Data section:
□ □ □ □ □
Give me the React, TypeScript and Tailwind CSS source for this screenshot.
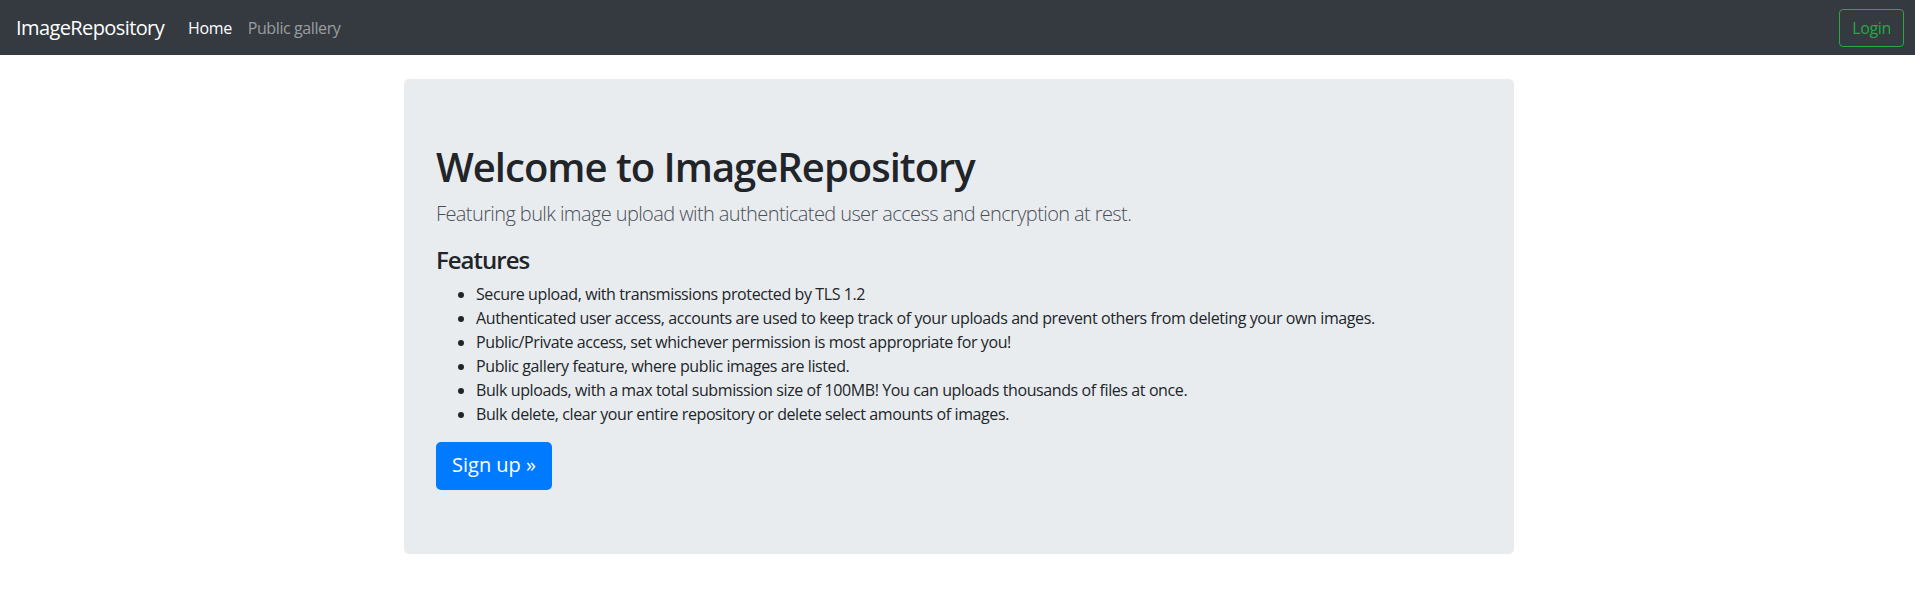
import React from 'react';

const features = [
  'Secure upload, with transmissions protected by TLS 1.2',
  'Authenticated user access, accounts are used to keep track of your uploads and prevent others from deleting your own images.',
  'Public/Private access, set whichever permission is most appropriate for you!',
  'Public gallery feature, where public images are listed.',
  'Bulk uploads, with a max total submission size of 100MB! You can uploads thousands of files at once.',
  'Bulk delete, clear your entire repository or delete select amounts of images.',
];

const Navbar: React.FC = () => (
  <nav className="flex items-center h-[55px] pl-4 pr-[11px] bg-[#343a40]">
    <a href="#" className="text-[20px] leading-[30px] tracking-[-0.6px] text-white mr-4">
      ImageRepository
    </a>
    <ul className="flex items-center tracking-[-0.4px]">
      <li>
        <a href="#" className="block px-2 py-2 text-[16px] leading-6 text-white">
          Home
        </a>
      </li>
      <li>
        <a href="#" className="block px-2 py-2 text-[16px] leading-6 text-white/50">
          Public gallery
        </a>
      </li>
    </ul>
    <button className="ml-auto h-[38px] px-3 text-[16px] leading-6 tracking-[-0.35px] text-[#28a745] border border-[#28a745] rounded-[4px]">
      Login
    </button>
  </nav>
);

export default function App() {
  return (
    <div className="min-h-[606px] bg-white text-[#212529] font-['Open_Sans','Noto_Sans',sans-serif]">
      <Navbar />
      <main className="flex justify-center pl-[3px] mt-6">
        <div className="w-[1110px] bg-[#e9ecef] rounded-[5px] px-8 py-16">
          <h1 className="text-[40px] leading-[48px] font-semibold tracking-[-1px] mb-2">
            Welcome to ImageRepository
          </h1>
          <p className="text-[20px] leading-[30px] font-light tracking-[-0.6px] text-[#495057] mb-4">
            Featuring bulk image upload with authenticated user access and encryption at rest.
          </p>
          <h4 className="text-[24px] leading-[29px] font-semibold tracking-[-1px] mb-2">Features</h4>
          <ul className="list-disc pl-10 text-[16px] leading-6 tracking-[-0.4px] mb-4">
            {features.map((f, i) => (
              <li key={i}>{f}</li>
            ))}
          </ul>
          <a
            href="#"
            className="inline-block h-12 px-4 py-2 text-[20px] leading-[30px] text-white bg-[#007bff] rounded-[5px]"
          >
            Sign up &raquo;
          </a>
        </div>
      </main>
    </div>
  );
}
□ □ □ □ □
Find and copy each line above that includes the string "React".

Response to the task:
Give me the React, TypeScript and Tailwind CSS source for this screenshot.
import React from 'react';
const Navbar: React.FC = () => (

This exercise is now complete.